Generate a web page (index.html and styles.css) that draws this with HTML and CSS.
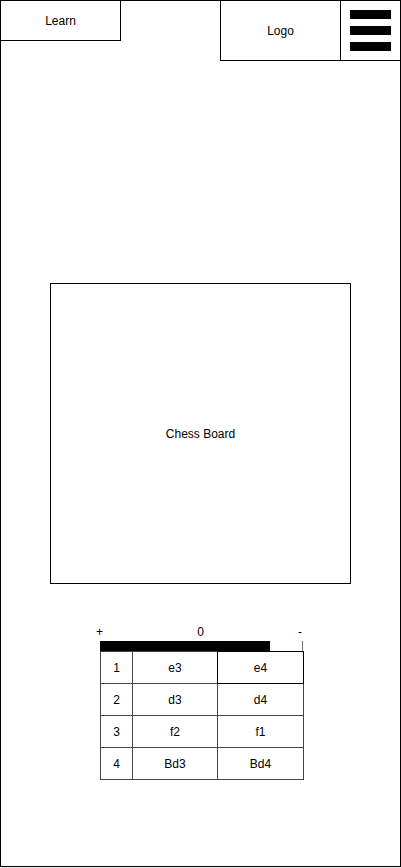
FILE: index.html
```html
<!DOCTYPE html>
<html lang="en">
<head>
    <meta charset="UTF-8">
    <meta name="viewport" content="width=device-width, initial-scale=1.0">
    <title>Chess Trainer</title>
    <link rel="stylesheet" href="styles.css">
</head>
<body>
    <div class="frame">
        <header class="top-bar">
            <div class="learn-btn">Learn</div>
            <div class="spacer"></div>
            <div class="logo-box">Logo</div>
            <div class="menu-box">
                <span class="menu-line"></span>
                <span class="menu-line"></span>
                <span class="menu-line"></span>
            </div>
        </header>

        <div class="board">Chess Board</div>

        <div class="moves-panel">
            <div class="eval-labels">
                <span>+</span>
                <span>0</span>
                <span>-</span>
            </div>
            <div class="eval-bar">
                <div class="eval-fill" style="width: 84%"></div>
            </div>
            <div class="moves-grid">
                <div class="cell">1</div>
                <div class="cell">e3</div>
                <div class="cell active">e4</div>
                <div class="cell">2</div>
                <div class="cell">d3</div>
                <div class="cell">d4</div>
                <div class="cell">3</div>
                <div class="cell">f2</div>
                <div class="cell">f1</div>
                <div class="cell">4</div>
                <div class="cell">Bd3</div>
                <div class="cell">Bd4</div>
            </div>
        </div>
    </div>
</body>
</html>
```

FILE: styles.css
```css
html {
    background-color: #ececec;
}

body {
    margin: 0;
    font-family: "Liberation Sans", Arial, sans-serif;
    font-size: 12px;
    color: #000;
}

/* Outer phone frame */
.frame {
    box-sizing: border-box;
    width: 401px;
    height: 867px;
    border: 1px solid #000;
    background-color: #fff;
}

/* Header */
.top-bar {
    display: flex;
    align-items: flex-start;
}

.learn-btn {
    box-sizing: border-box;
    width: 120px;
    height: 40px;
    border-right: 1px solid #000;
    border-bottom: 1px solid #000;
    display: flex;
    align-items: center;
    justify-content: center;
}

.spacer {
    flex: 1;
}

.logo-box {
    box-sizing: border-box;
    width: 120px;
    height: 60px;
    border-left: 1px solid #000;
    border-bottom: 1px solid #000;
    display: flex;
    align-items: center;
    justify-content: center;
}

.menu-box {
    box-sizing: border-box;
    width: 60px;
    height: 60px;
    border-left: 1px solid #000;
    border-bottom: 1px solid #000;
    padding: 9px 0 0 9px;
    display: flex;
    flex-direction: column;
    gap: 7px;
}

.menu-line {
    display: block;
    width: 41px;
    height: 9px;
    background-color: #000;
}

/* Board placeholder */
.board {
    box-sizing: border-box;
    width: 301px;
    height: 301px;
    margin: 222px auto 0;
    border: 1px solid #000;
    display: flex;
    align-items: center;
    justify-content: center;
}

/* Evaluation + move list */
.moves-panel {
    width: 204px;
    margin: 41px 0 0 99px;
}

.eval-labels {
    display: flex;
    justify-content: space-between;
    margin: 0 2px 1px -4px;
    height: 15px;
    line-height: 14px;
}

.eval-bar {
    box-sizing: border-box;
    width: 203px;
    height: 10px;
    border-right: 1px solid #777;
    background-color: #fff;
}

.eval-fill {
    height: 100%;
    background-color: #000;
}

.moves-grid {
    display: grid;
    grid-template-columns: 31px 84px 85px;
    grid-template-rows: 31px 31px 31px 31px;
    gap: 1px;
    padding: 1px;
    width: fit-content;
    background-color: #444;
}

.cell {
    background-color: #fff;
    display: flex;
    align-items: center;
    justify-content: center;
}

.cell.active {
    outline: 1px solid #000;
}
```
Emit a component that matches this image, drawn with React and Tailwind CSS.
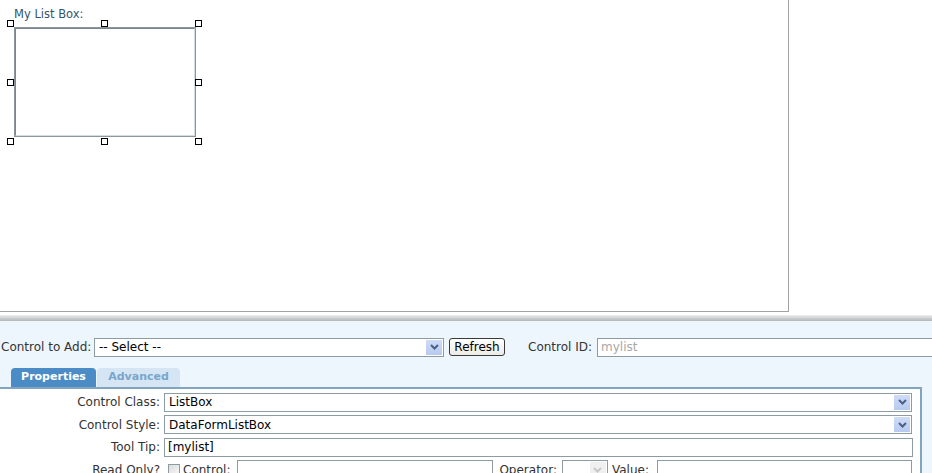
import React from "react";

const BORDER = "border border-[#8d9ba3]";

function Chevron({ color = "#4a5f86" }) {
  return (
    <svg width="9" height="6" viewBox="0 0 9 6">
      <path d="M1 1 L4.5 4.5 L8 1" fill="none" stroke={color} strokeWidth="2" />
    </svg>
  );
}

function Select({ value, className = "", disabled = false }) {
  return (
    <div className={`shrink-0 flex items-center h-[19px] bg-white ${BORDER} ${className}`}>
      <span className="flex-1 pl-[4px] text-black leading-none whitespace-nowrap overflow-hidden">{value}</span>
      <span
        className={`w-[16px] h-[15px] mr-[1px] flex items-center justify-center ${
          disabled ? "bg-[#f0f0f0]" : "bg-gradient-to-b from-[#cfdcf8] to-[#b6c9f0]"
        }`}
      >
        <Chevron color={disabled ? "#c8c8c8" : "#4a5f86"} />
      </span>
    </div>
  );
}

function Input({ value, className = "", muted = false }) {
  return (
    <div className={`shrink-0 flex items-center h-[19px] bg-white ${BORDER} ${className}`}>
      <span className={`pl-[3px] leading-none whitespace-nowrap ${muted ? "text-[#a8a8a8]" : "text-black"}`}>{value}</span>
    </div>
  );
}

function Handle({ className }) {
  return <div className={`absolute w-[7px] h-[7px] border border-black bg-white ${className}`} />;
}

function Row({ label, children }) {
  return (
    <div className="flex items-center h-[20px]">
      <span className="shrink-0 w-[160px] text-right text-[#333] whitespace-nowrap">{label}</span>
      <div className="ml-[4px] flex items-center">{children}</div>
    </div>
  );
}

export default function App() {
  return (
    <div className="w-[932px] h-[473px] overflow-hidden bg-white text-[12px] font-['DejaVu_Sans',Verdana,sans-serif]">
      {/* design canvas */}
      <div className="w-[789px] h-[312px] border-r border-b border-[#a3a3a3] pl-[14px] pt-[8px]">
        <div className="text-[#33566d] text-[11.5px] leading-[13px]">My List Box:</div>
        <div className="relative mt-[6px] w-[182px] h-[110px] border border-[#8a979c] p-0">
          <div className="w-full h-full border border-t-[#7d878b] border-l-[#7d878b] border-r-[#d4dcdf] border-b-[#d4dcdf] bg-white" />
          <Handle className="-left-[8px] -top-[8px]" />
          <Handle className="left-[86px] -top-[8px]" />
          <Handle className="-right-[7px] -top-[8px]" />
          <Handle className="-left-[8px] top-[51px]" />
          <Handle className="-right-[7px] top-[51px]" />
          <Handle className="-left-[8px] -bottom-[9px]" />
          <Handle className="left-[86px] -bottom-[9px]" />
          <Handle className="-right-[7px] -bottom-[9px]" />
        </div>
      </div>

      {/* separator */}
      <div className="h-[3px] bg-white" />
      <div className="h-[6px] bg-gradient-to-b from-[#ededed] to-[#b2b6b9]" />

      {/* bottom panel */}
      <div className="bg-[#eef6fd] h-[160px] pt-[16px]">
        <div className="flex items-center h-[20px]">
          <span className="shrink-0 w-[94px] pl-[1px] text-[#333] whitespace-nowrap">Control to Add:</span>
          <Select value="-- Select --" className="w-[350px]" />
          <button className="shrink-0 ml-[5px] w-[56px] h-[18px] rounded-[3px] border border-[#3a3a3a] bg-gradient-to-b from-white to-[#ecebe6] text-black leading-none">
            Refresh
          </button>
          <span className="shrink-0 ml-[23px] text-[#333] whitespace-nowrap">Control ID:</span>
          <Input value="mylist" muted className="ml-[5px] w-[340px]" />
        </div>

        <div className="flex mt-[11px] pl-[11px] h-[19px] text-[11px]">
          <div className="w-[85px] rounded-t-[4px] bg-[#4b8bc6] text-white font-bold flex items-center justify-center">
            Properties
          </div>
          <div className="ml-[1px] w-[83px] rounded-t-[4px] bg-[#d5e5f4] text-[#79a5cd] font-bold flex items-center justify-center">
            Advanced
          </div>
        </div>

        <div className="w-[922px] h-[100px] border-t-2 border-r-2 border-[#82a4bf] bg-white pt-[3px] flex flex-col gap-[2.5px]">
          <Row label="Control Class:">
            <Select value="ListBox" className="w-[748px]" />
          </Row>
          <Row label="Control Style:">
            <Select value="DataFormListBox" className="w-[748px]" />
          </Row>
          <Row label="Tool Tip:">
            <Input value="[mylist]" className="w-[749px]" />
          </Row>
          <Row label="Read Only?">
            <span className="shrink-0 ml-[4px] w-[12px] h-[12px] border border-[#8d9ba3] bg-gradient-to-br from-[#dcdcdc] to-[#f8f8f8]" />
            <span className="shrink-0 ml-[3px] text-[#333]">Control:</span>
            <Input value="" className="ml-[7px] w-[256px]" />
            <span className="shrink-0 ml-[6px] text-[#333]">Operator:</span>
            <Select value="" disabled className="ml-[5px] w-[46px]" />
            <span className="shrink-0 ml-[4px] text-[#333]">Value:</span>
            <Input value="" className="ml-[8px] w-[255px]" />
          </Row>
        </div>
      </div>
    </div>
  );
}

+++

What you should do
What is the number of lines in the data that hold the word "this"? Reply with that number and nothing else.

The output
2